Comments in lists of non-Settings are dropped

Currently, only when all items in a list are the subclasses of Settings, comments and orders are preserved. If the list contains non-Settings items (e.g., primitive types like str, int, etc.), comments associated with those items will be lost during load-and-dump round-trips.

The challenge here is that we cannot easily map items from the original list to the new list. If it mismatches, it would be a disaster to merge the inner values and comments. But if all items are Settings subclasses, there no need for such mapping because each item can handle its own comments and order preservation internally.

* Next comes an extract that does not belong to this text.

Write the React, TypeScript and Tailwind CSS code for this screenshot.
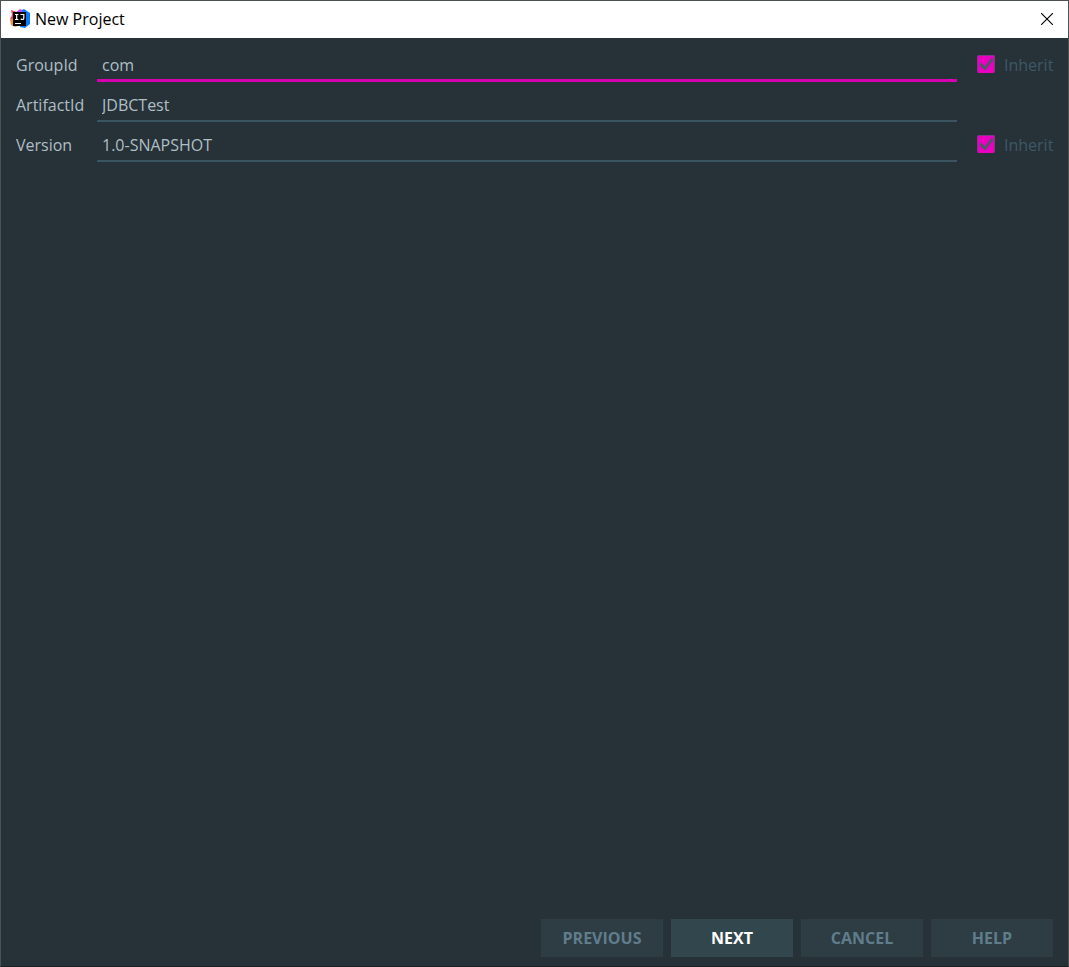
import { useState } from 'react';

interface FieldProps {
  id: string;
  label: string;
  initialValue: string;
  active?: boolean;
  inheritable?: boolean;
}

function IdeaLogo() {
  return (
    <svg viewBox="0 0 20 20" className="size-5 shrink-0" aria-hidden="true">
      <path d="M1 1 7 3 10 0v10H0l2-4z" fill="#f4405c" />
      <path d="M0 10h8v7l-3 1-4-2z" fill="#f98b3c" />
      <path d="M10 2 14 0l6 4v11l-5 4-5-1z" fill="#087cfa" />
      <path d="M6 3 11 0l2 4H6z" fill="#b74af7" />
      <rect x="3" y="3" width="13" height="14" fill="#000" />
      <path
        d="M5 5.5h3.4M6.7 5.5v5M5 10.5h3.4M10.5 5.5h3.3v3.7q0 1.3-1.3 1.3-1 0-1.8-.7"
        fill="none"
        stroke="#fff"
        strokeWidth="1.2"
      />
      <rect x="5" y="14" width="6" height="1" fill="#fff" />
    </svg>
  );
}

function TitleBar() {
  return (
    <header className="flex h-[37px] items-center justify-between bg-white pb-px pl-[9px] pr-3 text-black">
      <div className="flex items-center gap-[5px]">
        <IdeaLogo />
        <h1 className="text-[16px] leading-5">New Project</h1>
      </div>
      <button type="button" aria-label="Close" className="grid size-[18px] place-items-center">
        <svg viewBox="0 0 12 12" className="size-3" stroke="currentColor" strokeWidth="1.1">
          <path d="M0 0 12 12M12 0 0 12" />
        </svg>
      </button>
    </header>
  );
}

function InheritCheckbox({ id }: { id: string }) {
  const [checked, setChecked] = useState(true);

  return (
    <label htmlFor={id} className="flex items-center gap-[9px] text-[#3f5865]">
      <span className="grid size-[18px] place-items-center">
        <input
          id={id}
          type="checkbox"
          checked={checked}
          onChange={(e) => setChecked(e.target.checked)}
          className="peer col-start-1 row-start-1 size-[18px] appearance-none rounded-[2px] border border-[#546e7a] checked:border-[#7b3a86] checked:border-b-[#ea00c0] checked:bg-[#ea00c0]"
        />
        <svg
          viewBox="0 0 18 18"
          className="pointer-events-none invisible relative col-start-1 row-start-1 size-[18px] peer-checked:visible"
          fill="none"
          stroke="#455a64"
          strokeWidth="2.6"
          strokeLinecap="round"
          strokeLinejoin="round"
        >
          <path d="M4 9.5 8 13.5 15 4.5" />
        </svg>
      </span>
      <span className="pt-0.5">Inherit</span>
    </label>
  );
}

function Field({ id, label, initialValue, active = false, inheritable = false }: FieldProps) {
  const [value, setValue] = useState(initialValue);

  return (
    <div className="flex h-9 items-center">
      <label htmlFor={id} className="w-[81px] shrink-0 pt-0.5">
        {label}
      </label>
      <input
        id={id}
        type="text"
        value={value}
        onChange={(e) => setValue(e.target.value)}
        className={`h-full min-w-0 flex-1 bg-transparent px-[5px] outline-none ${
          active ? 'border-b-3 border-[#d600b0] pt-[5px]' : 'border-b-2 border-[#3b5462] pt-1'
        }`}
      />
      <div className="ml-5 w-[76px] shrink-0">
        {inheritable && <InheritCheckbox id={`${id}-inherit`} />}
      </div>
    </div>
  );
}

const actions = [
  { label: 'PREVIOUS' },
  { label: 'NEXT', primary: true },
  { label: 'CANCEL' },
  { label: 'HELP' },
];

export default function App() {
  return (
    <div className="flex min-h-screen flex-col border border-[#4c5154] border-b-[#1c2124] bg-[#263238] font-['Open_Sans','Noto_Sans',sans-serif] text-[16px] leading-5 text-[#b0bec5]">
      <TitleBar />
      <main className="flex flex-1 flex-col gap-1 px-[15px] pt-2">
        <Field id="group-id" label="GroupId" initialValue="com" active inheritable />
        <Field id="artifact-id" label="ArtifactId" initialValue="JDBCTest" />
        <Field id="version" label="Version" initialValue="1.0-SNAPSHOT" inheritable />
      </main>
      <footer className="flex justify-end gap-2 px-[15px] pb-[9px]">
        {actions.map(({ label, primary }) => (
          <button
            key={label}
            type="button"
            className={`h-[38px] w-[122px] text-[16px] font-bold ${
              primary ? 'bg-[#32474d] text-white' : 'bg-[#2e3c43] text-[#607d8b]'
            }`}
          >
            {label}
          </button>
        ))}
      </footer>
    </div>
  );
}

So, developers are advised to use lists of Settings subclasses whenever possible. Even for simple types, you may wrap them in a Settings subclass. For example, instead of using List[str], you may define a StringItem(Settings) class with a single value: str field, and then use List[StringItem].

Implementation Details

The alpenstock.settings module leverages the ruamel.yaml library for YAML parsing and serialization. This library supports comment preservation and key order maintenance, which are essential for the features provided by this module.

When loading a YAML file, the module reads the content into a CommentedMap, which retains comments and key order. The settings model is then populated from this map, and stores the original CommentedMap as a private _yaml attribute for later use.

When saving settings back to a YAML file, the module updates the stored _yaml attribute with the current values from the settings models recursively, and adds comments as needed. Finally, it serializes the updated _yaml back to YAML format.

As the _yaml is preserved throughout the lifecycle of the settings model, all user-defined comments and key orders are maintained seamlessly.

Similar Libraries

  • pydantic-yaml: A library that integrates Pydantic with YAML, it supports exporting default comments to yaml but struggles to preserve user comments and key order in the load-and-dump round-trip.